Unlike traditional finance, where a central authority helps keep prices consistent, crypto markets are fragmented across hundreds of platforms. Liquidity, regional demand, withdrawal delays, and trading pairs all create natural inefficiencies. For traders with the right tools, those inefficiencies are profit signals.

Why Price Gaps Exist in the First Place

  • Liquidity imbalances between large and small exchanges
  • Deposit and withdrawal friction that slows how fast coins move between platforms
  • Regional trading volume creating demand spikes on local exchanges
  • Pair availability — not every token trades against every fiat currency on every venue

The Main Types of Crypto Arbitrage

Not all arbitrage plays out the same way. Most traders focus on one of three approaches, each with different risk profiles and capital requirements.

Spatial (Cross-Exchange) Arbitrage

This is the classic version: buy an asset on Exchange A at a lower price, transfer it to Exchange B, and sell at a higher price. The catch is transfer time and fees. Network congestion can turn a profitable gap into a loss before the trade settles. Spatial arbitrage works best when exchanges share fast, cheap blockchain networks and when you already hold capital on both sides.

Triangular Arbitrage

Instead of moving coins between exchanges, traders exploit mispricing between three trading pairs on a single platform. For example, if BTC/USDT, ETH/BTC, and ETH/USDT are momentarily out of sync, a trader can cycle through the three pairs and capture a small profit. This strategy relies heavily on speed and is almost entirely dominated by bots.

DeFi and DEX Arbitrage

Decentralized exchanges run on automated market makers, and their pricing can drift from centralized venues or from other DEXs.
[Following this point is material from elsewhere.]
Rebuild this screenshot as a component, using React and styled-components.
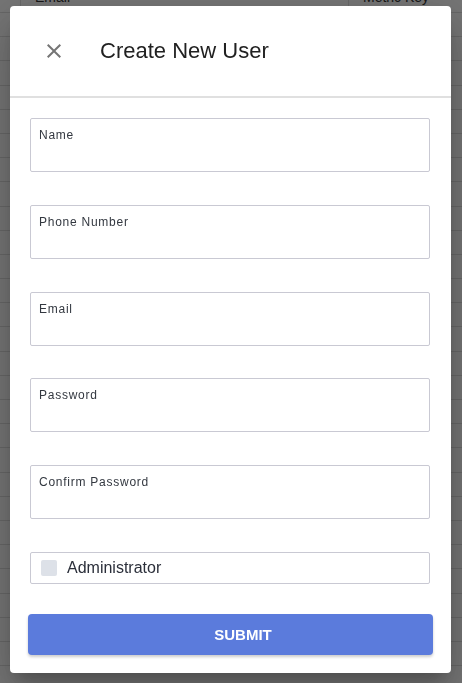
import React from "react";
import styled, { createGlobalStyle } from "styled-components";

const GlobalStyle = createGlobalStyle`
  html, body {
    margin: 0;
    padding: 0;
    background: #fff;
    font-family: "Liberation Sans", Arial, sans-serif;
    overflow: hidden;
  }
`;

const Page = styled.div`
  width: 462px;
  height: 683px;
  overflow: hidden;
`;

const Table = styled.div`
  margin-top: -18px;
  width: 100%;
`;

const HeadRow = styled.div`
  display: grid;
  grid-template-columns: 20px 328px 1fr;
  height: 30px;
  border-bottom: 1px solid #e0e0e0;
`;

const HeadCell = styled.div`
  display: flex;
  align-items: center;
  padding-left: 14px;
  font-size: 14px;
  color: #333;
  border-left: ${(p) => (p.$edge ? "1px solid #e0e0e0" : "none")};
`;

const Row = styled.div`
  height: 23.2px;
  border-bottom: 1px solid #e0e0e0;
`;

const Backdrop = styled.div`
  position: fixed;
  inset: 0;
  background: rgba(0, 0, 0, 0.54);
  display: flex;
  justify-content: center;
  align-items: flex-start;
  padding-top: 6px;
`;

const Dialog = styled.div`
  width: 441px;
  background: #fff;
  border-radius: 4px;
  box-shadow: 0 11px 15px -7px rgba(0, 0, 0, 0.2),
    0 24px 38px 3px rgba(0, 0, 0, 0.14), 0 9px 46px 8px rgba(0, 0, 0, 0.12);
  margin-left: -1px;
`;

const Header = styled.div`
  height: 90px;
  display: flex;
  align-items: center;
  padding-left: 32px;
  border-bottom: 2px solid #e0e0e0;
`;

const CloseButton = styled.button`
  width: 24px;
  height: 24px;
  padding: 0;
  border: none;
  background: none;
  color: #757575;
  display: flex;
  align-items: center;
  justify-content: center;
  cursor: pointer;
  margin-right: 34px;
`;

const Title = styled.h2`
  margin: 0;
  font-size: 22px;
  font-weight: 400;
  color: #212121;
`;

const Form = styled.form`
  display: flex;
  flex-direction: column;
  padding: 20px 21px 18px 20px;
`;

const Field = styled.label`
  display: flex;
  flex-direction: column;
  height: 54px;
  box-sizing: border-box;
  border: 1px solid #c9c9d3;
  border-radius: 2px;
  padding: 9px 8px 0;
  margin-bottom: 32.75px;
`;

const FieldLabel = styled.span`
  font-size: 12px;
  letter-spacing: 0.75px;
  color: #333840;
`;

const Input = styled.input`
  border: none;
  outline: none;
  background: transparent;
  font: inherit;
  font-size: 15px;
  padding: 2px 0 0;
`;

const CheckRow = styled.label`
  display: flex;
  align-items: center;
  gap: 10px;
  height: 32px;
  box-sizing: border-box;
  border: 1px solid #c9c9d3;
  border-radius: 2px;
  padding: 0 10px;
  margin-bottom: 30px;
  font-size: 16px;
  color: #2b2f3a;
  cursor: pointer;
`;

const CheckBox = styled.span`
  width: 16px;
  height: 16px;
  border-radius: 2px;
  background: #dde1e8;
`;

const Submit = styled.button`
  height: 41px;
  margin: 0 -3px 0 -2px;
  padding: 0 0 0 25px;
  border: none;
  border-radius: 4px;
  background: #5b7bdc;
  color: #fff;
  font-family: inherit;
  font-size: 15px;
  font-weight: 700;
  box-shadow: 0 2px 3px rgba(0, 0, 0, 0.2);
  cursor: pointer;
`;

const fields = ["Name", "Phone Number", "Email", "Password", "Confirm Password"];

export default function App() {
  return (
    <Page>
      <GlobalStyle />
      <Table>
        <HeadRow>
          <HeadCell />
          <HeadCell $edge>Email</HeadCell>
          <HeadCell $edge>Metric Key</HeadCell>
        </HeadRow>
        {Array.from({ length: 28 }).map((_, i) => (
          <Row key={i} />
        ))}
      </Table>

      <Backdrop>
        <Dialog>
          <Header>
            <CloseButton aria-label="close">
              <svg width="24" height="24" viewBox="0 0 24 24" fill="currentColor">
                <path d="M19 6.41 17.59 5 12 10.59 6.41 5 5 6.41 10.59 12 5 17.59 6.41 19 12 13.41 17.59 19 19 17.59 13.41 12z" />
              </svg>
            </CloseButton>
            <Title>Create New User</Title>
          </Header>
          <Form onSubmit={(e) => e.preventDefault()}>
            {fields.map((f) => (
              <Field key={f}>
                <FieldLabel>{f}</FieldLabel>
                <Input type={f.includes("Password") ? "password" : "text"} />
              </Field>
            ))}
            <CheckRow>
              <CheckBox />
              Administrator
            </CheckRow>
            <Submit type="submit">SUBMIT</Submit>
          </Form>
        </Dialog>
      </Backdrop>
    </Page>
  );
}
Smart contract arbitrage uses flash loans to borrow capital, execute trades, and repay the loan within a single transaction. It is technically elegant but increasingly crowded by MEV bots competing for the same opportunities.

The Real Risks Nobody Talks About

Arbitrage looks like easy money on paper. In reality, several hazards can wipe out the spread, or worse, leave traders underwater.

Withdrawal delays are the silent killer of spatial arbitrage. A price gap that looks like 1% profit can vanish entirely if a blockchain network is congested and a withdrawal takes 40 minutes instead of five. By the time your coins arrive, the gap is gone and you have paid network fees for nothing.

Slippage and liquidity also matter more than beginners expect. On smaller exchanges, the visible order book depth may not exist where the price is shown. Executing a large order moves the market against you, and the realized price is far worse than the quoted one.

Other Pitfalls Worth Knowing

  • Exchange withdrawal limits that cap how fast you can move capital
  • KYC and frozen accounts triggered by unusual deposit patterns
  • Regulatory risk in jurisdictions that treat arbitrage activity with suspicion
  • Smart contract bugs in DeFi-based arbitrage strategies

How Traders Actually Execute Arbitrage Today

The retail-friendly image of someone refreshing two browser tabs is mostly outdated. Professional arbitrage today runs on automation, co-located servers, and direct API access to exchanges.

A typical setup includes a price-monitoring engine that watches order books across multiple venues in real time, a decision algorithm that calculates profitability after fees and slippage, and an execution layer that submits orders the instant an opportunity appears. Latency matters, often measured in milliseconds. By the time a human sees a price gap, it has usually already been closed by a bot.

That said, smaller traders can still find edges in less competitive pairs, newly listed tokens, or regional exchanges with thinner liquidity. Manual arbitrage is slower and less profitable per trade, but it requires almost no infrastructure beyond a few funded accounts and disciplined risk management.

Key Takeaways

Crypto arbitrage is real, profitable for some, and far harder than it looks from the outside. The strategy rewards speed, capital efficiency, and disciplined risk control, and punishes anyone who underestimates fees, latency, or liquidity.

  • Arbitrage profits come from temporary price gaps across fragmented crypto markets
  • Spatial, triangular, and DeFi arbitrage each require different tools and risk tolerance
  • Withdrawal delays, slippage, and exchange risk are the most common ways traders lose money
  • Professional arbitrage is bot-driven; retail traders can still find edges in niche markets

For anyone considering this strategy, the smartest first move is to simulate it, track spreads on paper, and only commit real capital once the math clearly works after every fee is accounted for. The opportunity is genuine. So is the competition.